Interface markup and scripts
● ● ●
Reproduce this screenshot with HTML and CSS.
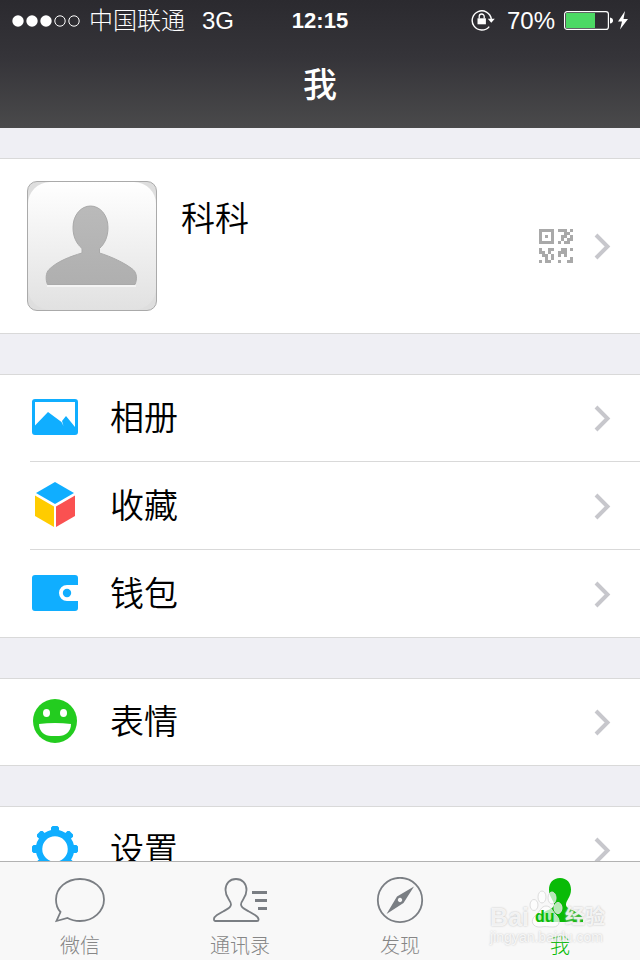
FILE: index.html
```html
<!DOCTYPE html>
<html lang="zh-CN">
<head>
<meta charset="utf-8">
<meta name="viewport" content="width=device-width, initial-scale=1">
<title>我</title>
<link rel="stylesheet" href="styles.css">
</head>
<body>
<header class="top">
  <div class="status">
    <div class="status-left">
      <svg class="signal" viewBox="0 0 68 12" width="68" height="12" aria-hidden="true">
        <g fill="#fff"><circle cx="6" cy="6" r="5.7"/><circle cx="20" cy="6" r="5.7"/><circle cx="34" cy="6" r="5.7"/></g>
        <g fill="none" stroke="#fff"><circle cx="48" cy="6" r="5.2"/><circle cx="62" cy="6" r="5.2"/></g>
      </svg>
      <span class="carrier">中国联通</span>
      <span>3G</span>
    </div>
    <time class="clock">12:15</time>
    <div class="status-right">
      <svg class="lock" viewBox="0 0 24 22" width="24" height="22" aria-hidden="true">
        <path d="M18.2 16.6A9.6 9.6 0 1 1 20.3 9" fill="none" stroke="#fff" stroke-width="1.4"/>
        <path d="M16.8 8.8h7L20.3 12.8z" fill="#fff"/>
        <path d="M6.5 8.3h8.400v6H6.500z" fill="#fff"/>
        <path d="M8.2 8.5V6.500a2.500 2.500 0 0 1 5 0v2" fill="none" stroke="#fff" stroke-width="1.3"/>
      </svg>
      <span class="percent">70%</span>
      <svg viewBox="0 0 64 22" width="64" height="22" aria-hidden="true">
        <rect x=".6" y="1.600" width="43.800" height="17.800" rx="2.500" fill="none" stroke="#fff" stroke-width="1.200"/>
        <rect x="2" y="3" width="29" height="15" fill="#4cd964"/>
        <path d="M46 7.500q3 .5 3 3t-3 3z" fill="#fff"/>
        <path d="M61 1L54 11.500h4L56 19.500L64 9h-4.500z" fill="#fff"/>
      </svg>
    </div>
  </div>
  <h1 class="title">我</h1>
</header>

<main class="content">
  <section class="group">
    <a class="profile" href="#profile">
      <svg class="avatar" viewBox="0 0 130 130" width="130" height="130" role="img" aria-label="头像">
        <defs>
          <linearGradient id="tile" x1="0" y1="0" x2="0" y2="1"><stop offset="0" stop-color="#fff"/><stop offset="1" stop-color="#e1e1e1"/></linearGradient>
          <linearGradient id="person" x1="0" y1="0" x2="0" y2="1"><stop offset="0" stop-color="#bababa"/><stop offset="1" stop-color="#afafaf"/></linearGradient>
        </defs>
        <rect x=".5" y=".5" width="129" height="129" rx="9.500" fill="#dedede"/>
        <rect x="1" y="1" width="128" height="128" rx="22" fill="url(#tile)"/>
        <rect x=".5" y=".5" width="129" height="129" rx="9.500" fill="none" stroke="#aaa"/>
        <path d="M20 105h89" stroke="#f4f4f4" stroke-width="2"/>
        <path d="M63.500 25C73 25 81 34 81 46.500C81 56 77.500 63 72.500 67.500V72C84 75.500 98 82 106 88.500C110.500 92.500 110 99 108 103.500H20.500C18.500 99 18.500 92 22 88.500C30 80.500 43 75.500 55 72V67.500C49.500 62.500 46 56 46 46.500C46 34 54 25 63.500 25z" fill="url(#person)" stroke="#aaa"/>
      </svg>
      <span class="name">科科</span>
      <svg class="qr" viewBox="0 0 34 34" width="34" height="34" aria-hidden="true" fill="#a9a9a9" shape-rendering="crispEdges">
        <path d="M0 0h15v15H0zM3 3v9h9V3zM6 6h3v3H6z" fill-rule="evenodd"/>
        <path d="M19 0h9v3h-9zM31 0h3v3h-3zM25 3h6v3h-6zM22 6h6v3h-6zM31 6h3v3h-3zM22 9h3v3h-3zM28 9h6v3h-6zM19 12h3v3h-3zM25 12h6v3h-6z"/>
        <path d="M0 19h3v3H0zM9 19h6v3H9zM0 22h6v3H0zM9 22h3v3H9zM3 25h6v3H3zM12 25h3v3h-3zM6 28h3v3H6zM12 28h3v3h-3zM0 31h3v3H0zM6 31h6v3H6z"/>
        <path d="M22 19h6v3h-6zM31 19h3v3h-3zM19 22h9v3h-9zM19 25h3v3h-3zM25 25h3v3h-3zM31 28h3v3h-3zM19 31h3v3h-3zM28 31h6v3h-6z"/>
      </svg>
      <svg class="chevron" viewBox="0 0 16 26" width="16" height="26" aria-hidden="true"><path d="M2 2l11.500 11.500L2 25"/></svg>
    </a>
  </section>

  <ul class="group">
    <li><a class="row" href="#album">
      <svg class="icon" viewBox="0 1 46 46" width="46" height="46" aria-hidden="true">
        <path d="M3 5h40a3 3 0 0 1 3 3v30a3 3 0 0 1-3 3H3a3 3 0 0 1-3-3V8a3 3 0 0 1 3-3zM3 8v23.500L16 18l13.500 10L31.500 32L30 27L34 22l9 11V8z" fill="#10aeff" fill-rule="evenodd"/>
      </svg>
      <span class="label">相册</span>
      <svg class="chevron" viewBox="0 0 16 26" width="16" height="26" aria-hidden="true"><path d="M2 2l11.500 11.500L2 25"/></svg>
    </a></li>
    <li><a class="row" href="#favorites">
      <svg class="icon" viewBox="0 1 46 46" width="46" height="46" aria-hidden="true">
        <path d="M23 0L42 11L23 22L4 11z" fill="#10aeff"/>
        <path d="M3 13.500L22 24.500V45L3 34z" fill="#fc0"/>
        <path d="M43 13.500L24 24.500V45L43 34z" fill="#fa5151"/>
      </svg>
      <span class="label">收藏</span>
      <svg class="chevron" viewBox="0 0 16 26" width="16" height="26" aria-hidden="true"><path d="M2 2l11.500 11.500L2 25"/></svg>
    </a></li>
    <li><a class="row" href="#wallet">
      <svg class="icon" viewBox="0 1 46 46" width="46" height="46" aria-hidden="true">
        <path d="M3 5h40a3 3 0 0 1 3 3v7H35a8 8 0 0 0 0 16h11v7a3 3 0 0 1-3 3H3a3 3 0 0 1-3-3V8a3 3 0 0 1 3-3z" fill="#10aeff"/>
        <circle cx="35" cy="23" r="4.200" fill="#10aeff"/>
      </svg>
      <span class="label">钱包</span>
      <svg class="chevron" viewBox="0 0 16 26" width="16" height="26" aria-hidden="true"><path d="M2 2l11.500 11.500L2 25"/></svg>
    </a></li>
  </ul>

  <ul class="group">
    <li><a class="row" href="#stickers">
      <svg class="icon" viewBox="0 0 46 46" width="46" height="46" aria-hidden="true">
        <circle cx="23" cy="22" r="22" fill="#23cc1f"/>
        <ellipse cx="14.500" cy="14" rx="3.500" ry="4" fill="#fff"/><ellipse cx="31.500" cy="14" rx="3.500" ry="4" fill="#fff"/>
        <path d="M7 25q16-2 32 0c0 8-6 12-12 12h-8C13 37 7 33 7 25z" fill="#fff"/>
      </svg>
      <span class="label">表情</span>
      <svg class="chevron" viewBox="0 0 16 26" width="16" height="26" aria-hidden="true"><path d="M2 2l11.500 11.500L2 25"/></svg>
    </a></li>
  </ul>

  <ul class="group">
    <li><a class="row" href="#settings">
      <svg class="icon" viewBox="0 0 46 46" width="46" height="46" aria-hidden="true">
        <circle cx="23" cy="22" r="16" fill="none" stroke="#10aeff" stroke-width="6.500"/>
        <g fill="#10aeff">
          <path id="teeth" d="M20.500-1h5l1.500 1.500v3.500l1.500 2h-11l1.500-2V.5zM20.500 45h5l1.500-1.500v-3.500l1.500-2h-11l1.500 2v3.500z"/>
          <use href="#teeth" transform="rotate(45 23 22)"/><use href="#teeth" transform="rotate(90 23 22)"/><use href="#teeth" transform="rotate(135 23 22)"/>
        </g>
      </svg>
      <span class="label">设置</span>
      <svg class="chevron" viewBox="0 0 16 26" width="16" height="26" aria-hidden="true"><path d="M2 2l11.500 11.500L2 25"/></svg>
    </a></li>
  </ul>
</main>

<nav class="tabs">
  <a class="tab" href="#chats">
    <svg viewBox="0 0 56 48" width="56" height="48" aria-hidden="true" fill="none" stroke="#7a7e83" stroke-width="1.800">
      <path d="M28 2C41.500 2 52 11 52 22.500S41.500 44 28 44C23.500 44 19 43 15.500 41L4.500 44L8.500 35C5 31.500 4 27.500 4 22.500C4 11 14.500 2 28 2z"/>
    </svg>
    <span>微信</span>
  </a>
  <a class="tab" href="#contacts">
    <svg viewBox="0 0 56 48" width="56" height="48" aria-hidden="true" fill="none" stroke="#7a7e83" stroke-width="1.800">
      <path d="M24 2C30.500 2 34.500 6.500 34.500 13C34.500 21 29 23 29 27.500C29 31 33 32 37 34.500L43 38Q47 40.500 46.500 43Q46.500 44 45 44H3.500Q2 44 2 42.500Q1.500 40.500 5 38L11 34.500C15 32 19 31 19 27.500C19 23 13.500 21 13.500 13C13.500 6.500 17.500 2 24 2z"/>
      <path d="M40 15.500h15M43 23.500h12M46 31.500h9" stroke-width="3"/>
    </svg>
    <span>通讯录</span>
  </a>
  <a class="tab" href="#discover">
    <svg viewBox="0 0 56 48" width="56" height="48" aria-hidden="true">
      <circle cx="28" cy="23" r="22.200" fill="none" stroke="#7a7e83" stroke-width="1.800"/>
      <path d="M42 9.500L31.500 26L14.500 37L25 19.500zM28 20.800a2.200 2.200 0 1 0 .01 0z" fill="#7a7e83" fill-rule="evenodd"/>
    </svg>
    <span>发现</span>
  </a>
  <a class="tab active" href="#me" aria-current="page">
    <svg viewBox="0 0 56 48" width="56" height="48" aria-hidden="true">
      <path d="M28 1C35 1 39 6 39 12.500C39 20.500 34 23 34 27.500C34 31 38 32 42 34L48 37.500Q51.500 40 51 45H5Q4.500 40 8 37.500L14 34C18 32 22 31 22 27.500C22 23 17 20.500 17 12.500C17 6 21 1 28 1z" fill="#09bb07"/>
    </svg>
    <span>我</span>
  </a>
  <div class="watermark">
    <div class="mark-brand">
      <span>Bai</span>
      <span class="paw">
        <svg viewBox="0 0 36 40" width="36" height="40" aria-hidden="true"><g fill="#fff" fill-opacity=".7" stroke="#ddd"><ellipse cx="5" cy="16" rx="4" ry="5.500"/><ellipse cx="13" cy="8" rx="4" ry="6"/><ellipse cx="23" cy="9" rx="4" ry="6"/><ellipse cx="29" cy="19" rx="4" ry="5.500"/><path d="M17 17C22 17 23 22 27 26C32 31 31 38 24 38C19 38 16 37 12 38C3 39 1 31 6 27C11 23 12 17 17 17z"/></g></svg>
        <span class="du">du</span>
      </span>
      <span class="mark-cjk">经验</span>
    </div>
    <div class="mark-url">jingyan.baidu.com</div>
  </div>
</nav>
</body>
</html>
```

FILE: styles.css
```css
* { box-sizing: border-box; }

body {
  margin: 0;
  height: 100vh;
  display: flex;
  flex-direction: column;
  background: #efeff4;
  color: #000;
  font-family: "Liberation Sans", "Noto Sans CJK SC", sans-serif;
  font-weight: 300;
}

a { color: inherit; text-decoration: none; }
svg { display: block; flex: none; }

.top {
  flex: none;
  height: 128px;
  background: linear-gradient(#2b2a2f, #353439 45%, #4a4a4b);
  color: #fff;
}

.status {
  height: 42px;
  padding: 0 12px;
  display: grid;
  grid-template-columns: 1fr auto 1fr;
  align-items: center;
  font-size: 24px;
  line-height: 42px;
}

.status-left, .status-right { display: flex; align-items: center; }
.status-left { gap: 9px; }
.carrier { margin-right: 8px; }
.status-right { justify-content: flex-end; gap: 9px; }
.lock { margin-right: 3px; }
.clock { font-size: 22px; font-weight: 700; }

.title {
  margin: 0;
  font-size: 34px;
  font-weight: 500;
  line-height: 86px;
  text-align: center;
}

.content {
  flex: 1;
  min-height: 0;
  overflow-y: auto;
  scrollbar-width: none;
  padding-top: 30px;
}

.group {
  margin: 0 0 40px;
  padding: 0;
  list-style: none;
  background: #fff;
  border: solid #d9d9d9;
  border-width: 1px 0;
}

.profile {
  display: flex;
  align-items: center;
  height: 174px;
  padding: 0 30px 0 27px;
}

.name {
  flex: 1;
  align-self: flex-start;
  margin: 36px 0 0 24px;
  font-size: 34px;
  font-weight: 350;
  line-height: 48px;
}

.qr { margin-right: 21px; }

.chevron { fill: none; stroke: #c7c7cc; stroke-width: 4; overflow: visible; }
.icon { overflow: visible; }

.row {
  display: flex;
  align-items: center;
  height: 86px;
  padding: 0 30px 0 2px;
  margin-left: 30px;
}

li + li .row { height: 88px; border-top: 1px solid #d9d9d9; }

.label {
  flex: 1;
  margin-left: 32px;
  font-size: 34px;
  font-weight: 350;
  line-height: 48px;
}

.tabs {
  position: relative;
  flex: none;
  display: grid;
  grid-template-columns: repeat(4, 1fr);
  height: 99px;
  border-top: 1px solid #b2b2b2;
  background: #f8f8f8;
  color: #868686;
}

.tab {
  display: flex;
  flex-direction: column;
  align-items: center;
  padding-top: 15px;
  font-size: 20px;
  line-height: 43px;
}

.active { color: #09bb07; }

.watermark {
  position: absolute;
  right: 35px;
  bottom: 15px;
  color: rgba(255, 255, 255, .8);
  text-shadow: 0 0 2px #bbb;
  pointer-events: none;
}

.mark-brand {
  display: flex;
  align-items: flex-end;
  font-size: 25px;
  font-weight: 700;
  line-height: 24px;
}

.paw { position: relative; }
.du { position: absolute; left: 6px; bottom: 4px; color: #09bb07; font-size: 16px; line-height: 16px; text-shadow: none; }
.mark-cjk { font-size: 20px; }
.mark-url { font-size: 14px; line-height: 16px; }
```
● ● ●
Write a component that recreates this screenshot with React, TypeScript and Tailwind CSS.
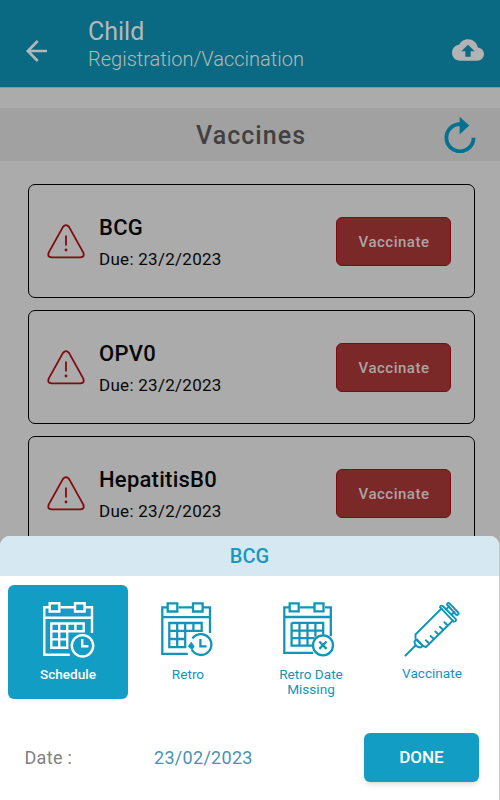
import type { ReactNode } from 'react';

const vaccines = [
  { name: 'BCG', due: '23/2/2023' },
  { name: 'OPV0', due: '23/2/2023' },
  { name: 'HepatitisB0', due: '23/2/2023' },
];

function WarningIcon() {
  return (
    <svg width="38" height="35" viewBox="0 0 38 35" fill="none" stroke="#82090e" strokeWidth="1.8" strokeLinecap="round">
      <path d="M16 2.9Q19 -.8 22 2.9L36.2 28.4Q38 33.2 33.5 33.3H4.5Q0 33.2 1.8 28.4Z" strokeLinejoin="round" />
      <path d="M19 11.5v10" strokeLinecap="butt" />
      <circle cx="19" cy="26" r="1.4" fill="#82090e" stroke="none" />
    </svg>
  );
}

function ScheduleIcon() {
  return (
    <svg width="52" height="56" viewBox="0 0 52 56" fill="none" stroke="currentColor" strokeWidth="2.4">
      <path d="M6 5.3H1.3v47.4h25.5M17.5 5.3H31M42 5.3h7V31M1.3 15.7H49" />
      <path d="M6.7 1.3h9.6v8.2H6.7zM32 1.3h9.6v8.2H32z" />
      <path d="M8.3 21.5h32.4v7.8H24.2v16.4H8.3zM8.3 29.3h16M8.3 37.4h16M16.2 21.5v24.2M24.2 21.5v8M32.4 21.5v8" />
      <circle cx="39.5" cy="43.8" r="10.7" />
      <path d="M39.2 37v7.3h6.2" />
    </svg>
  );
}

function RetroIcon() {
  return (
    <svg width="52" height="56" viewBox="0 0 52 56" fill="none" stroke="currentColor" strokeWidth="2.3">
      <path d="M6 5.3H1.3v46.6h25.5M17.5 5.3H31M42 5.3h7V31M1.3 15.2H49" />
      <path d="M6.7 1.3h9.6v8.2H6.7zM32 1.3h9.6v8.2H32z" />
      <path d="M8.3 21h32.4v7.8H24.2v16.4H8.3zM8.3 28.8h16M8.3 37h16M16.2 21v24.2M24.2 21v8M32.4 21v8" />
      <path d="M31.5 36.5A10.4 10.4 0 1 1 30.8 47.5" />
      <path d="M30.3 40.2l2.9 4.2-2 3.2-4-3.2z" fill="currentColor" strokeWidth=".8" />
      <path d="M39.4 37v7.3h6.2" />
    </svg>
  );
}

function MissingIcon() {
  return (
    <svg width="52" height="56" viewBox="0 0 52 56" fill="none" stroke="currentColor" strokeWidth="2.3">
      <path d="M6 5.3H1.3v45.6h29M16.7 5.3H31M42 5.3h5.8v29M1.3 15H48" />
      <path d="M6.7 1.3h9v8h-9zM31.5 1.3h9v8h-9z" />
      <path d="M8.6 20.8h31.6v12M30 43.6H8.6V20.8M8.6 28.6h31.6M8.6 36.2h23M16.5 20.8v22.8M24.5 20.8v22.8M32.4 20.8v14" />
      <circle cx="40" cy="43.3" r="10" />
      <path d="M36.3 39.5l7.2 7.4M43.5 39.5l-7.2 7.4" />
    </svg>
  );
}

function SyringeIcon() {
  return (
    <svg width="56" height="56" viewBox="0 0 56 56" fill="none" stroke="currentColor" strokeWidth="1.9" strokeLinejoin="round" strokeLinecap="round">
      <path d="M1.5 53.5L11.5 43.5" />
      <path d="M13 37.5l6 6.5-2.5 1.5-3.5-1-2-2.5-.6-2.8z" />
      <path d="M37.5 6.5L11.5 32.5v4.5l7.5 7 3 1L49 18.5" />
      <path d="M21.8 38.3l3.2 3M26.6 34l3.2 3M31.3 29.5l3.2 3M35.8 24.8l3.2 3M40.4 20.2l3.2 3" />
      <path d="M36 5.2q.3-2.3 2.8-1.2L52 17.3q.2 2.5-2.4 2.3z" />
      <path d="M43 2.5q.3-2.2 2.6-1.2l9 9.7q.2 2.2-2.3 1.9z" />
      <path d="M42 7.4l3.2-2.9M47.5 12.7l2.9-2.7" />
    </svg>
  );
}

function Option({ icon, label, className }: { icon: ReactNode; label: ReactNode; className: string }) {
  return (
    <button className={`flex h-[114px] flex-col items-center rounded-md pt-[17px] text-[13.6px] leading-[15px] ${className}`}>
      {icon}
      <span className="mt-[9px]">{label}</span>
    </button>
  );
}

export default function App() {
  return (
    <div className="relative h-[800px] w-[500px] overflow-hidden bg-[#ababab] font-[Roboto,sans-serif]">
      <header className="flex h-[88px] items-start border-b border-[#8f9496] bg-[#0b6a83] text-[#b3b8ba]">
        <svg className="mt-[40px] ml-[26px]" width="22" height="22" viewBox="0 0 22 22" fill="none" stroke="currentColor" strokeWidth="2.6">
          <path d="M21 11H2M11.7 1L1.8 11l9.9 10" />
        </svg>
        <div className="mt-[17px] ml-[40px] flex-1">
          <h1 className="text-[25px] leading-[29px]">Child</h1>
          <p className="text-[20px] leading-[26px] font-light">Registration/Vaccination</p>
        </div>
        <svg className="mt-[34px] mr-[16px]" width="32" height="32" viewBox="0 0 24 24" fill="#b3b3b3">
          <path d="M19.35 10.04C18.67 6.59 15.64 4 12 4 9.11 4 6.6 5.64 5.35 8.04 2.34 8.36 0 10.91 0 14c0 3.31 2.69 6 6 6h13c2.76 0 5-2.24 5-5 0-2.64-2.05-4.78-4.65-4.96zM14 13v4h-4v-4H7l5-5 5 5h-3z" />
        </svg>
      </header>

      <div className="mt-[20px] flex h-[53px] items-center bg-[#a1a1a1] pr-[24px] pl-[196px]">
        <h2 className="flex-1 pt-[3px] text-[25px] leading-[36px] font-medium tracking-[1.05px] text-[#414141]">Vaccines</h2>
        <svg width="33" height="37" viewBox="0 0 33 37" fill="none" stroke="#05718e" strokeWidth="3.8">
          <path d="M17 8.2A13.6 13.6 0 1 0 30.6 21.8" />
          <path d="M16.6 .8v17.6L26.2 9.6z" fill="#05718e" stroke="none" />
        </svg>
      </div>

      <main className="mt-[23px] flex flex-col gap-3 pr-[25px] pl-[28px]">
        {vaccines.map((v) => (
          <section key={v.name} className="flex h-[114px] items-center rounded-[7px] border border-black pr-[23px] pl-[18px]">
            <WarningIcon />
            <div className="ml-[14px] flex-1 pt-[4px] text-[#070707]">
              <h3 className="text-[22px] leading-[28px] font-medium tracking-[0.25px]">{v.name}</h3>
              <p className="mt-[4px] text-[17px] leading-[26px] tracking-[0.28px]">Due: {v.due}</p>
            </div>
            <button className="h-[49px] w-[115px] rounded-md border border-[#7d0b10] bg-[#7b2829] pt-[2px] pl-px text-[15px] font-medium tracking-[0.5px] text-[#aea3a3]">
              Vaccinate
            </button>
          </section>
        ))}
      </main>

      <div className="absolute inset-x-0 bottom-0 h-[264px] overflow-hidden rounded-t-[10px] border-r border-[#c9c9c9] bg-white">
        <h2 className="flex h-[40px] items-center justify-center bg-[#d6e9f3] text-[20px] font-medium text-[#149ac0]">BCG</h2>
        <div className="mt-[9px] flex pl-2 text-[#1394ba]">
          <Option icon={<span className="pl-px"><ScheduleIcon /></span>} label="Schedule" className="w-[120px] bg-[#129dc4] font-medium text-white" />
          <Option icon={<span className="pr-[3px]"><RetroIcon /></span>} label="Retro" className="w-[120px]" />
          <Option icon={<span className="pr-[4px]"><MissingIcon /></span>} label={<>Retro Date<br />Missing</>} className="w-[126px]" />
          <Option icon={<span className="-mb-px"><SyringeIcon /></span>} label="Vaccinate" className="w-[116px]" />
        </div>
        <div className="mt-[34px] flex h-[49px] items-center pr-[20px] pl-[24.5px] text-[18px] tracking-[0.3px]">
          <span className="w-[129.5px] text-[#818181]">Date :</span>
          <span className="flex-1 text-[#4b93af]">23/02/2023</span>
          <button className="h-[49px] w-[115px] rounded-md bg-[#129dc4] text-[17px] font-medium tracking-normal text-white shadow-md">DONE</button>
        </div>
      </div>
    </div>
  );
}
● ● ●
- Exercise objective -
Where a line holds the string "this", copy that line.

- Full response -
Reproduce this screenshot with HTML and CSS.
Write a component that recreates this screenshot with React, TypeScript and Tailwind CSS.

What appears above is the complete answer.